= John Connors (Canadian politician) =

Canadian educator and politician

John Lorne Connors (born 1944 or 1945) is a Canadian educator and former politician who was leader of the Newfoundland New Democratic Party from 1970 to 1974. Connors was elected party leader in 1970 and was a 26-year-old schoolteacher from Windsor, Newfoundland and Labrador when he led the party into the 1971 Newfoundland general election. The party had never won a seat in an election and Connors hoped to win three seats and hold the balance of power in what was expected to be a close election between long-time premier Joey Smallwood's incumbent Liberals and Frank Moores' Progressive Conservatives. Connors was the youngest party leader in Canada at the time and had previously run for the federal New Democrats in St. John's West in the 1968 Canadian federal election. In the 1971 provincial election, he ran in Grand Falls against education minister Frederick William Rowe. While the election results between the Liberals and Progressive Conservatives were close, with the Conservatives winning 21 seats and the Liberals 20 in a hung parliament, the NDP was again shut out electing none of its 17 candidates, with Connors losing in Grand Falls to the Conservative candidate. Overall, the NDP won 3,719 votes. Months later, a snap election was called by the new Conservative premier. In the March 1972 Newfoundland general election the NDP stood only five candidates and won only 410 votes, with Connors only winning 200 votes in the riding he contested.

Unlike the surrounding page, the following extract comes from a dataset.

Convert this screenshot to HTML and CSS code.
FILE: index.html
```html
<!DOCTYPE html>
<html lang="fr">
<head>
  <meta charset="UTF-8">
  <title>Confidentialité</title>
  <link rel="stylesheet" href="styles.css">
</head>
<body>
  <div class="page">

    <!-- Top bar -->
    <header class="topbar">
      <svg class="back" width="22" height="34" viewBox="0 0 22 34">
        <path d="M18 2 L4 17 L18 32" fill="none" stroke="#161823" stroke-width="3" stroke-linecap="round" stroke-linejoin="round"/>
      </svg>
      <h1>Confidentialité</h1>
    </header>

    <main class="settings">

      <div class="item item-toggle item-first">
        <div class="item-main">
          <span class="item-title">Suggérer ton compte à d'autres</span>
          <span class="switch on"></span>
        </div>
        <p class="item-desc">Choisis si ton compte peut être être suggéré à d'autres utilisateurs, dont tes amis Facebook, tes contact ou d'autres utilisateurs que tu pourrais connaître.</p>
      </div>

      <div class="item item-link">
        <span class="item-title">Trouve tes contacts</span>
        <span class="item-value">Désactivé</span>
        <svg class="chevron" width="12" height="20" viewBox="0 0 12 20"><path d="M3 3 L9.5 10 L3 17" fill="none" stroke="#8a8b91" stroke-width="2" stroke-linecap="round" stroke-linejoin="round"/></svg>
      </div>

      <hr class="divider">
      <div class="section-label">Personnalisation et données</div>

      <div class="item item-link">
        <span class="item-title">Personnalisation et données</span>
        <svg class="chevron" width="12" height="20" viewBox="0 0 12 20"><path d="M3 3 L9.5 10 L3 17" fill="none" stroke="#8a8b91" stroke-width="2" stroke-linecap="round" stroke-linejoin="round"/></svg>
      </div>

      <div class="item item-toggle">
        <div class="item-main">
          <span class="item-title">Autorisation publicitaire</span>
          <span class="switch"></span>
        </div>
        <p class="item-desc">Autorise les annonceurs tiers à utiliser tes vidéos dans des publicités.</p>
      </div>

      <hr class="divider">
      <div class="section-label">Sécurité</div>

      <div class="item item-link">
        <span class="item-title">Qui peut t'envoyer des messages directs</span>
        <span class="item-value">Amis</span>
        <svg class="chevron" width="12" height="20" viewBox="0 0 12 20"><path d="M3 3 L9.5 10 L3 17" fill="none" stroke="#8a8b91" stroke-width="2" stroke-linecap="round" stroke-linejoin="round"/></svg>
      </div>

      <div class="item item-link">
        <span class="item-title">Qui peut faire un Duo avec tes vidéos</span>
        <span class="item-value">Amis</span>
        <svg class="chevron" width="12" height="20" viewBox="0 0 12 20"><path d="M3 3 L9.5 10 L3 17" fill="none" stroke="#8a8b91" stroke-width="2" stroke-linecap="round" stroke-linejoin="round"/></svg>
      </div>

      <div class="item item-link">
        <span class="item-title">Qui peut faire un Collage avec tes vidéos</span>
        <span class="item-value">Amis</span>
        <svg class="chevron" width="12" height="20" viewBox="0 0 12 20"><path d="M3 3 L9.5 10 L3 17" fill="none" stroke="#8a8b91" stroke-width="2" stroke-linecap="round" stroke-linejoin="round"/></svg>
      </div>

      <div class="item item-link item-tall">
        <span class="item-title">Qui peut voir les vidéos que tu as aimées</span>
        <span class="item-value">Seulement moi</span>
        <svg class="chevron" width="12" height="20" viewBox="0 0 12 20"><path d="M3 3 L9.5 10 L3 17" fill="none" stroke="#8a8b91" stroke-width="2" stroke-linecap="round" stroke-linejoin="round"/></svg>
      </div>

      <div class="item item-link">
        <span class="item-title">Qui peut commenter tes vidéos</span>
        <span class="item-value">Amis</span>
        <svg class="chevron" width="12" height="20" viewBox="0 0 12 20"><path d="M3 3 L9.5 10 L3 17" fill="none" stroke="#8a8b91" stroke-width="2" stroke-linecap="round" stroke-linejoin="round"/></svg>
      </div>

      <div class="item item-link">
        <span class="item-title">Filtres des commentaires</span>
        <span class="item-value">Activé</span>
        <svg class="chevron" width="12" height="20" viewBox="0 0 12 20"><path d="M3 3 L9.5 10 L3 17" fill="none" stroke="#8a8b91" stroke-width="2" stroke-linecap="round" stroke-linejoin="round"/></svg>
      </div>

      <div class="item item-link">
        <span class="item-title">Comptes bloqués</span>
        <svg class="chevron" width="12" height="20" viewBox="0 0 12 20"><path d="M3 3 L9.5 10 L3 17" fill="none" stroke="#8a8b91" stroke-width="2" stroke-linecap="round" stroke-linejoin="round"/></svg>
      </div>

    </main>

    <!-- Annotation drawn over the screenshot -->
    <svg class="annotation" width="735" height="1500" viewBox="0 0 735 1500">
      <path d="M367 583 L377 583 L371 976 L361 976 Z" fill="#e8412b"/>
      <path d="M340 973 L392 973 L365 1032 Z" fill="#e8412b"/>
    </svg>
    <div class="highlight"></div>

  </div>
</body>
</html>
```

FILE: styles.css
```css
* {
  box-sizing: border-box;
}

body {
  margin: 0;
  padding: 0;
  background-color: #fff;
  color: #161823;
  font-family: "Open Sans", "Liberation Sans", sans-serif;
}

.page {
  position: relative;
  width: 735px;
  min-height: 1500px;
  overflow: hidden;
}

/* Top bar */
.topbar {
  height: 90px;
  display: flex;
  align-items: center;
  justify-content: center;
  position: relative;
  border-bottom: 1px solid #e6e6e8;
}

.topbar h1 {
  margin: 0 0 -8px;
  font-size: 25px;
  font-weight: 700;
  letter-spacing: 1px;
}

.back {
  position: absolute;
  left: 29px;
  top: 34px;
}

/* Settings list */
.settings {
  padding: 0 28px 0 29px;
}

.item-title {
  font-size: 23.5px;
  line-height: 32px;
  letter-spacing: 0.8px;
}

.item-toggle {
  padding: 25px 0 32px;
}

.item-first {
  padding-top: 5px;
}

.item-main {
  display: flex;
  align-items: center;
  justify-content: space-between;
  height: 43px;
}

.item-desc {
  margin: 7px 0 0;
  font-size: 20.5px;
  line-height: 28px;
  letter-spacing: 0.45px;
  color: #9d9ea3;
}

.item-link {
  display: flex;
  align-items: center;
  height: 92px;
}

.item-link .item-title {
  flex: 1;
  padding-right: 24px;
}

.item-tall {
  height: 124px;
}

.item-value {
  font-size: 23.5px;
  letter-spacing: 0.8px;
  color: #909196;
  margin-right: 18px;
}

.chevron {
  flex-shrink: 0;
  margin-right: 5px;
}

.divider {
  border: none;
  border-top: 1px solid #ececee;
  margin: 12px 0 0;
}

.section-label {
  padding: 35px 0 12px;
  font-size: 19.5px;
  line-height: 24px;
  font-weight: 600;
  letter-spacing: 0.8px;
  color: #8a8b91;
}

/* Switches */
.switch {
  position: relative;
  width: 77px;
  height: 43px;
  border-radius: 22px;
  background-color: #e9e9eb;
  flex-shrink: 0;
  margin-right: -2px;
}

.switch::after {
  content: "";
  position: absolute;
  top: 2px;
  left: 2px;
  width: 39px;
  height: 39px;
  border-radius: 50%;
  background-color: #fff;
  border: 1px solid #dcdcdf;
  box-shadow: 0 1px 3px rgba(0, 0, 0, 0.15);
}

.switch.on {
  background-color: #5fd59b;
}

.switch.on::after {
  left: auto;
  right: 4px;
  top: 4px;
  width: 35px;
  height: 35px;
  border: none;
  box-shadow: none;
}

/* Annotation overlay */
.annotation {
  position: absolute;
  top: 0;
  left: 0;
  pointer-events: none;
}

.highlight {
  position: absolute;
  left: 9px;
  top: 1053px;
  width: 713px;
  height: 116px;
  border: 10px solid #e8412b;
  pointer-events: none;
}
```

Nevertheless, Connors was re-elected as NDP leader at the party's November 1972 bi-annual convention, defeating a challenge by Edgar Russell. However, he was replaced as leader in 1974 by Gerald Panting.

After leaving politics, Connors joined Memorial University working for 26 years at the university's Fisheries and Marine Institute in senior management positions including a term as Head of the School of Maritime Studies.